In short, put a price on your peace of mind.
3. Can You Afford a New Car?
A new car is more than a monthly car payment. You’ll likely need to dig into your savings for a down payment. Plus, your car loan will carry interest, and if your credit isn’t great that can put a hamper on reasonable buying opportunities.
Start by doing the math, as we outlined earlier. If unexpected car repairs are already costing you thousands of dollars every year, taking on a car loan may have very little effect on your current car expenses. You could get your hands on a new vehicle for as much as you’re paying now in maintenance fees.
Take a look at some nearby car dealerships to get a good handle on monthly car payments. Across the US, a new car will cost you about $500 a month, and a used one over $300.

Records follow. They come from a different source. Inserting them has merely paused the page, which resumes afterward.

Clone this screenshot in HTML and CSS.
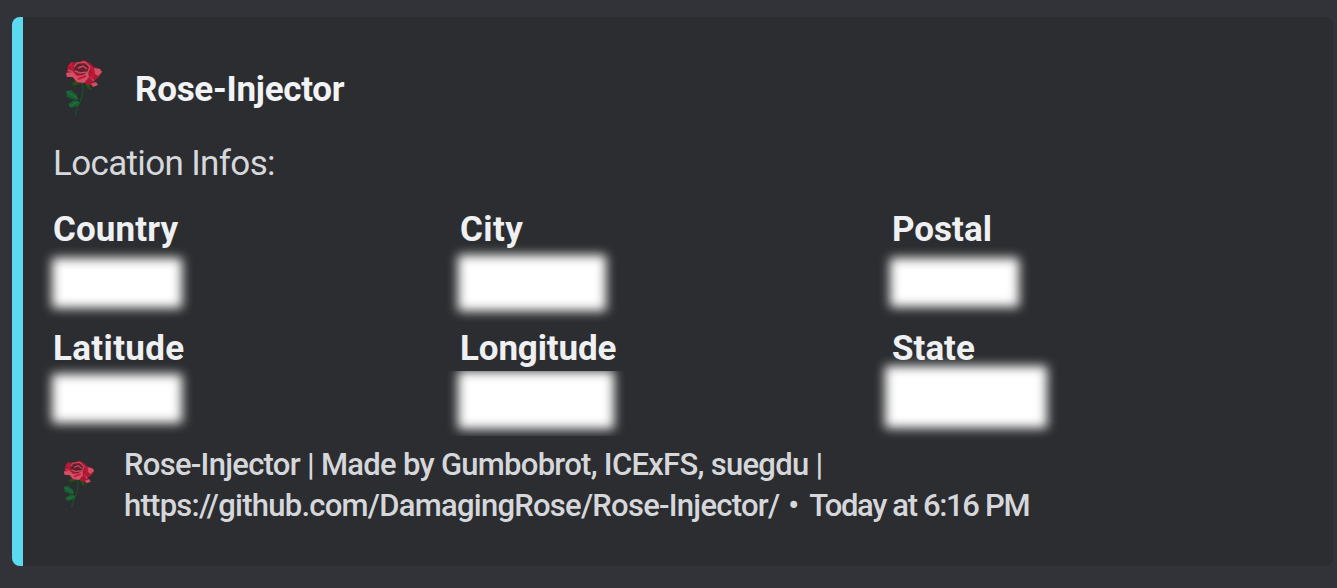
FILE: index.html
```html
<!DOCTYPE html>
<html lang="en">
<head>
<meta charset="utf-8">
<title>Rose-Injector</title>
<link rel="stylesheet" href="styles.css">
</head>
<body>
<svg class="defs" aria-hidden="true">
  <symbol id="rose" viewBox="0 0 38 58">
    <path d="M17 22 18 29Q17 40 13 46L10 56" fill="none" stroke="#19502c" stroke-width="1.3"/>
    <path d="M6 24 10 21 16 23 10 26ZM19 22 24 23 27 30 23 29Z" fill="#245012"/>
    <path d="M1 31 6 30 12 35 13 40 7 39 2 37ZM3 44 9 40 15 42 13 46 6 48Z" fill="#175f33"/>
    <path d="M2 32 12 38M4 46 13 42" stroke="#27754a" stroke-width="1" fill="none"/>
    <path d="M3 6 6 2 14 3 18 0 25 3 29 7 35 9 37 12 34 17 29 21 30 25 23 25 18 22 12 23 8 18 1 15 2 11Z" fill="#a91934"/>
    <path d="M8 6 14 3 23 5 24 12 16 15 10 12Z" fill="#66202d"/>
    <path d="M1 13 8 12 12 16 18 15 23 12 24 17 19 23 12 22 8 17 2 17ZM29 8 35 9 37 12 33 16 30 14ZM26 24 31 22 33 25 28 27Z" fill="#ce5165"/>
    <path d="M9 7 12 3 20 2 25 7 23 12 15 13 10 11M13 8 18 6 22 9M3 10 8 12M25 17 29 21" fill="none" stroke="#c64d61" stroke-width="1.4"/>
    <path d="M4 6 6 4 8 10M26 7 29 12 26 19M13 19 21 16" fill="none" stroke="#c81838" stroke-width="2"/>
  </symbol>
</svg>
<article class="embed">
  <header class="author">
    <svg class="author-icon"><use href="#rose"/></svg>
    <span class="author-name">Rose-Injector</span>
  </header>
  <p class="description">Location Infos:</p>
  <section class="fields">
    <div class="field"><div class="label country">Country</div><div class="mask mask-country"></div></div>
    <div class="field"><div class="label city">City</div><div class="mask mask-city"></div></div>
    <div class="field"><div class="label postal">Postal</div><div class="mask mask-postal"></div></div>
    <div class="field"><div class="label latitude">Latitude</div><div class="mask mask-latitude"></div></div>
    <div class="field"><div class="label longitude">Longitude</div><div class="clip"><div class="mask mask-longitude"></div></div></div>
    <div class="field"><div class="label state">State</div><div class="mask mask-state"></div></div>
  </section>
  <footer class="footer">
    <svg class="footer-icon"><use href="#rose"/></svg>
    <div class="footer-text"><div class="credits">Rose-Injector | Made by Gumbobrot, ICExFS, suegdu |</div><div class="link">https://github.com/DamagingRose/Rose-Injector/<span class="dot"> • </span><span class="time">Today at 6:16 PM</span></div></div>
  </footer>
</article>
</body>
</html>
```
FILE: styles.css
```css
* { box-sizing: border-box; }
body {
  margin: 0;
  height: 588px;
  padding: 17px 4px 22px 12px;
  overflow: hidden;
  background: #323338;
  font-family: Roboto, "Noto Sans", sans-serif;
  white-space: nowrap;
}
.defs { position: absolute; width: 0; height: 0; }
.embed {
  height: 549px;
  padding: 41px 0 0 30px;
  border-left: 11px solid #5cdbf0;
  border-radius: 8px;
  background: #2c2d30;
}
.author { display: flex; height: 64px; padding-left: 12px; }
.author-icon { width: 38px; height: 58px; margin-top: 2px; filter: blur(0.5px); }
.author-name {
  margin-left: 32px;
  line-height: 64px;
  font-size: 35px;
  font-weight: 700;
  letter-spacing: -0.27px;
  color: #f2f3f5;
}
.description {
  margin: 19px 0 0;
  line-height: 46px;
  font-size: 35px;
  letter-spacing: -0.65px;
  color: #d5d8dc;
}
.fields {
  display: grid;
  grid-template-columns: 407px 432px 300px;
  grid-template-rows: 119px 119px;
  margin-top: 21px;
}
.label {
  width: max-content;
  line-height: 44px;
  font-size: 35px;
  font-weight: 700;
  color: #eff0f2;
}
.country { letter-spacing: 0.1px; }
.city { letter-spacing: 0.4px; }
.latitude { letter-spacing: 0.35px; }
.longitude { letter-spacing: -0.15px; }
.mask { background: #fff; filter: blur(5.5px); }
.mask-country { width: 130px; height: 50px; margin: 6px 0 0 -1px; }
.mask-city { width: 148px; height: 56px; margin: 3px 0 0 -2px; }
.mask-postal { width: 129px; height: 49px; margin: 6px 0 0 -2px; }
.mask-latitude { width: 130px; height: 49px; margin: 3px 0 0 -1px; }
.clip { width: 184px; height: 65px; margin: 0 0 0 -14px; padding-left: 12px; overflow: hidden; }
.mask-longitude { width: 156px; height: 58px; }
.mask-state { width: 162px; height: 62px; margin: -5px 0 0 -7px; }
.footer { display: flex; margin-top: -2px; padding-left: 10px; }
.footer-icon { width: 32px; height: 50px; margin-top: 16px; filter: blur(0.5px); }
.footer-text {
  margin-left: 29px;
  line-height: 41px;
  font-size: 31px;
  font-weight: 500;
  color: #d5d7db;
}
.credits, .link { width: max-content; }
.credits { letter-spacing: -0.72px; }
.link { letter-spacing: -0.74px; }
.dot { letter-spacing: 1.2px; }
.time { letter-spacing: -1.35px; }
```
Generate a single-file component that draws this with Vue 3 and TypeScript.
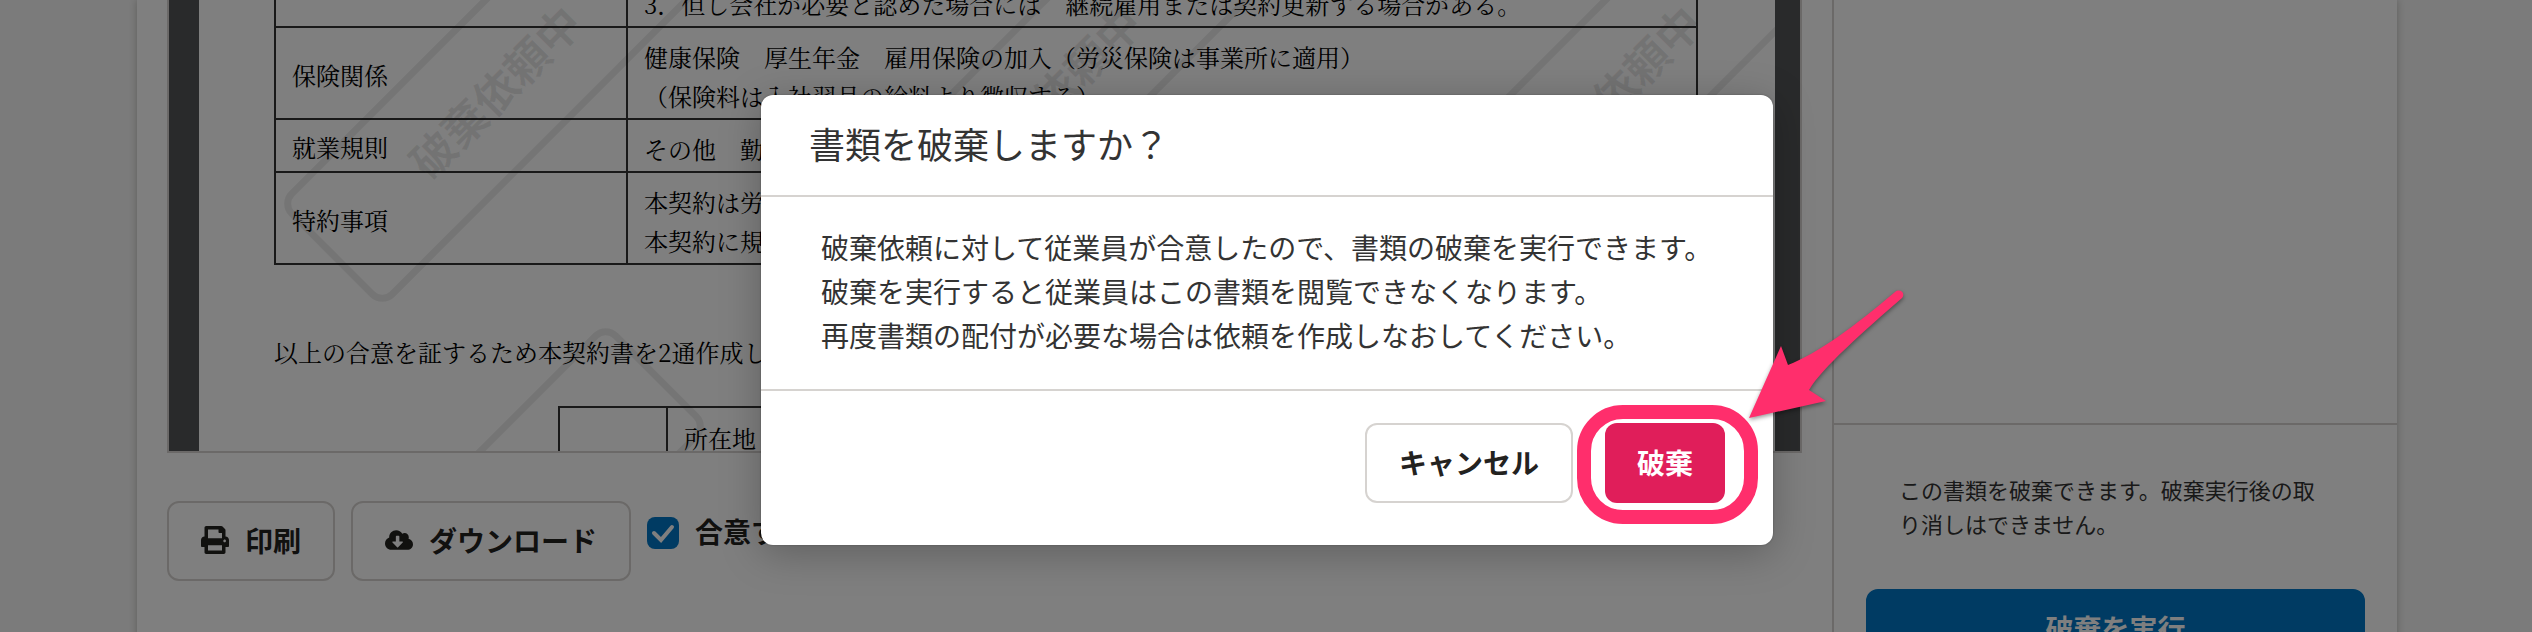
<script setup lang="ts">
import { ref } from 'vue'

interface ContractRow {
  heading: string
  lines: string[]
}

const contractRows: ContractRow[] = [
  { heading: '', lines: ['3．但し会社が必要と認めた場合には　継続雇用または契約更新する場合がある。'] },
  {
    heading: '保険関係',
    lines: [
      '健康保険　厚生年金　雇用保険の加入（労災保険は事業所に適用）',
      '（保険料は入社翌月の給料より徴収する）',
    ],
  },
  { heading: '就業規則', lines: ['その他　勤'] },
  { heading: '特約事項', lines: ['本契約は労', '本契約に規'] },
]

const messages: string[] = [
  '破棄依頼に対して従業員が合意したので、書類の破棄を実行できます。',
  '破棄を実行すると従業員はこの書類を閲覧できなくなります。',
  '再度書類の配付が必要な場合は依頼を作成しなおしてください。',
]

// Centres of the repeated watermark stamps on the sheet
const stamps = [0, 1, 2].flatMap((col) => [0, 1].map((row) => ({ x: 295 + col * 560, y: 92 + row * 446 })))

const agreed = ref(true)
</script>

<template>
  <div class="screen">
    <div class="card">
      <main class="main">
        <div class="viewer">
          <article class="sheet">
            <table class="contract">
              <tbody>
                <tr v-for="row in contractRows" :key="row.heading">
                  <th scope="row">{{ row.heading }}</th>
                  <td>
                    <div v-for="line in row.lines" :key="line">{{ line }}</div>
                  </td>
                </tr>
              </tbody>
            </table>
            <p class="closing">以上の合意を証するため本契約書を2通作成し</p>
            <table class="signature">
              <tbody>
                <tr>
                  <th></th>
                  <td>所在地</td>
                </tr>
              </tbody>
            </table>
            <svg class="watermark" aria-hidden="true">
              <g v-for="s in stamps" :key="`${s.x}-${s.y}`" :transform="`translate(${s.x} ${s.y}) rotate(-45)`">
                <rect x="-229" y="-71" width="458" height="142" rx="14" />
                <text x="1" y="18" text-anchor="middle">破棄依頼中</text>
              </g>
            </svg>
          </article>
        </div>
        <div class="controls">
          <button type="button" class="btn">
            <svg class="icon" viewBox="0 0 512 512" aria-hidden="true">
              <path
                d="M448 192V77.25c0-8.49-3.37-16.62-9.37-22.63L393.37 9.37c-6-6-14.14-9.37-22.63-9.37H96C78.33 0 64 14.33 64 32v160c-35.35 0-64 28.65-64 64v112c0 8.84 7.16 16 16 16h48v96c0 17.67 14.33 32 32 32h320c17.67 0 32-14.33 32-32v-96h48c8.84 0 16-7.16 16-16V256c0-35.35-28.65-64-64-64zm-64 256H128v-96h256v96zm0-224H128V64h192v48c0 8.84 7.16 16 16 16h48v96zm48 72c-13.25 0-24-10.75-24-24 0-13.26 10.75-24 24-24s24 10.74 24 24c0 13.25-10.75 24-24 24z"
              />
            </svg>
            印刷
          </button>
          <button type="button" class="btn">
            <svg class="icon" viewBox="0 0 640 512" aria-hidden="true">
              <path
                d="M537.6 226.6c4.1-10.7 6.4-22.4 6.4-34.6 0-53-43-96-96-96-19.7 0-38.1 6-53.3 16.2C367 64.2 315.3 32 256 32c-88.4 0-160 71.6-160 160 0 2.7.1 5.4.2 8.1C40.2 219.8 0 273.2 0 336c0 79.5 64.5 144 144 144h368c70.7 0 128-57.3 128-128 0-61.9-44-113.6-102.4-125.4zm-132.9 88.7L299.3 420.7c-6.2 6.2-16.4 6.2-22.6 0L171.3 315.3c-10.1-10.1-2.9-27.3 11.3-27.3H248V176c0-8.8 7.2-16 16-16h48c8.8 0 16 7.2 16 16v112h65.4c14.2 0 21.4 17.2 11.3 27.3z"
              />
            </svg>
            ダウンロード
          </button>
          <label class="agree">
            <span class="box">
              <input v-model="agreed" type="checkbox" />
              <svg v-if="agreed" class="tick" viewBox="0 0 32 32" aria-hidden="true">
                <path d="M7 16l7 7L25 10" />
              </svg>
            </span>
            合意す
          </label>
        </div>
      </main>
      <aside class="side">
        <div class="side-top"></div>
        <div class="side-action">
          <p>この書類を破棄できます。破棄実行後の取り消しはできません。</p>
          <button type="button" class="btn primary">破棄を実行</button>
        </div>
      </aside>
    </div>

    <div class="backdrop">
      <section class="dialog" role="dialog" aria-modal="true" aria-labelledby="dialog-title">
        <h2 id="dialog-title">書類を破棄しますか？</h2>
        <div class="dialog-body">
          <p v-for="message in messages" :key="message">{{ message }}</p>
        </div>
        <footer class="dialog-footer">
          <button type="button" class="btn">キャンセル</button>
          <div class="target">
            <button type="button" class="btn danger">破棄</button>
            <span class="ring"></span>
            <svg class="arrow" viewBox="0 0 160 136" aria-hidden="true">
              <path
                d="M4 132L36 60L43 79C72 68 110 40 150 6C155 2 161 7 157 12C119 45 77 82 64 104L81 115Z"
              />
            </svg>
          </div>
        </footer>
      </section>
    </div>
  </div>
</template>

<style>
body {
  margin: 0;
}
</style>

<style scoped>
.screen {
  position: relative;
  box-sizing: border-box;
  height: 100vh;
  overflow: hidden;
  padding: 0 135px 0 137px;
  background: #f7f7f7;
  color: #23221f;
  font-family: 'Noto Sans CJK JP', sans-serif;
  font-size: 28px;
}

p,
h2 {
  margin: 0;
  font-weight: 400;
}

.card {
  display: flex;
  min-height: 100%;
  background: #fff;
  box-shadow: 0 0 8px rgba(51, 51, 34, 0.3);
}

.main {
  flex: 1;
  min-width: 0;
  padding: 0 30px;
}

.viewer {
  height: 451px;
  overflow: hidden;
  padding: 0 25px 0 30px;
  border: 2px solid #d6d3d0;
  border-top: 0;
  background: #535557;
}

.sheet {
  position: relative;
  display: flow-root;
  height: 100%;
  overflow: hidden;
  padding: 0 77px 0 75px;
  background: #fff;
  color: #000;
  font-family: 'Noto Serif CJK JP', 'Noto Sans CJK JP', serif;
  font-size: 24px;
  font-weight: 400;
  line-height: 39px;
}

.contract {
  width: 100%;
  margin-top: -27px;
  border-collapse: collapse;
}

.contract th,
.contract td,
.signature th,
.signature td {
  padding: 9px 16px 3px;
  border: 2px solid #333;
  font-weight: 400;
  text-align: left;
}

.contract th {
  box-sizing: border-box;
  width: 352px;
  padding-top: 7px;
  padding-bottom: 5px;
}

.closing {
  margin: 67px 0 35px;
}

.signature {
  width: 1000px;
  margin-left: 284px;
  border-collapse: collapse;
}

.signature th {
  box-sizing: border-box;
  width: 108px;
}

.signature td {
  padding-top: 10px;
}

.watermark {
  position: absolute;
  inset: 0;
  width: 100%;
  height: 100%;
}

.watermark rect {
  fill: none;
  stroke: rgba(0, 0, 0, 0.08);
  stroke-width: 7px;
}

.watermark text {
  fill: rgba(0, 0, 0, 0.09);
  font-family: 'Noto Sans CJK JP', sans-serif;
  font-size: 44px;
  font-weight: 700;
}

.controls {
  display: flex;
  align-items: flex-start;
  gap: 16px;
  margin-top: 48px;
}

.btn {
  display: inline-flex;
  align-items: center;
  justify-content: center;
  gap: 16px;
  box-sizing: border-box;
  height: 80px;
  padding: 0 32px 2px;
  border: 2px solid #d6d3d0;
  border-radius: 12px;
  background: #fff;
  color: #23221f;
  font-family: inherit;
  font-size: 28px;
  font-weight: 700;
  line-height: 28px;
  white-space: nowrap;
}

.icon {
  width: 28px;
  height: 28px;
  fill: currentColor;
}

.agree {
  display: flex;
  align-items: flex-start;
  gap: 16px;
  padding-top: 16px;
  font-weight: 700;
  line-height: 28px;
}

.box {
  position: relative;
  display: flex;
}

.box input {
  appearance: none;
  width: 32px;
  height: 32px;
  margin: 0;
  border-radius: 8px;
  background: #fff;
}

.box input:checked {
  background: #0077c7;
}

.tick {
  position: absolute;
  inset: 0;
  fill: none;
  stroke: #fff;
  stroke-width: 4px;
  stroke-linecap: round;
  pointer-events: none;
}

.side {
  box-sizing: border-box;
  width: 565px;
  border-left: 2px solid #d6d3d0;
}

.side-top {
  height: 423px;
  border-bottom: 2px solid #d6d3d0;
}

.side-action {
  padding: 47px 32px;
}

.side-action p {
  padding: 0 33px;
  color: #333;
  font-size: 22px;
  line-height: 34px;
}

.btn.primary {
  width: 100%;
  margin-top: 49px;
  border-color: #0077c7;
  background: #0077c7;
  color: #fff;
}

.backdrop {
  position: absolute;
  inset: 0;
  display: flex;
  align-items: flex-start;
  justify-content: center;
  padding: 95px 0 0 2px;
  background: rgba(0, 0, 0, 0.5);
}

.dialog {
  width: 1012px;
  border-radius: 12px;
  background: #fff;
  box-shadow: 0 8px 40px rgba(0, 0, 0, 0.25), 0 0 2px rgba(0, 0, 0, 0.3);
  color: #333;
}

.dialog h2 {
  padding: 0 48px 4px;
  border-bottom: 2px solid #d6d3d0;
  font-size: 36px;
  line-height: 96px;
}

.dialog-body {
  padding: 28px 60px 32px;
  border-bottom: 2px solid #d6d3d0;
  line-height: 44px;
}

.dialog-footer {
  display: flex;
  justify-content: flex-end;
  gap: 32px;
  padding: 32px 48px 42px;
}

.target {
  position: relative;
  display: flex;
}

.btn.danger {
  border: 0;
  background: #e01e5a;
  color: #fff;
}

.ring {
  position: absolute;
  inset: -18px -33px -21px -28px;
  border: 14px solid #ff2e6c;
  border-radius: 46px;
  pointer-events: none;
}

.arrow {
  position: absolute;
  left: 140px;
  bottom: 81px;
  width: 160px;
  height: 136px;
  overflow: visible;
  fill: #ff2e6c;
  filter: drop-shadow(0 2px 2px rgba(0, 0, 0, 0.4));
  pointer-events: none;
}
</style>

Seems expensive? Well, remember your current vehicle still holds value. Even for junkers, you can recoup some cash if you know how to sell a car that doesn’t run.
4. New, Used, or Leased?
You have car replacement options even if your budget is stretched thin. Don’t wait for your current car to break down completely before purchasing a new vehicle. That could put your health and employment at risk.
New cars aren’t great investments since they depreciate at a rapid pace. Not to mention, they come with massive price tags and monthly car payments that only the well-off can afford. If you’re not sure if you should repair or replace for financial reasons, you should probably shy away from buying a new car.
You could go for a leased vehicle. This is the cheapest way to use a new car since you’re only renting it. But it’s also the most expensive way to own a new car because your monthly payments don’t become equity.
The car returns to the owner’s hands at the end of the contract.
Lastly, you have used cars. These are usually cheaper than leased vehicles.
Of course, a used car comes with its own repair and maintenance costs. It’s an improvement if your car is on its last legs, but otherwise, you’re inheriting new repair problems.
Every type of car replacement has its own benefits and drawbacks, and you need to decide which option works best for you.
So, Should You Repair or Replace Your Car?
Follow the money first. If you’re spending an outrageous amount on car repairs, especially for a vehicle with low market value, it’s time to buy a new car.
What if the new car would cost more? At that point, your decision to repair or replace is personal. You’ll have to decide if the peace of mind and convenience of a new car is worth the asking price.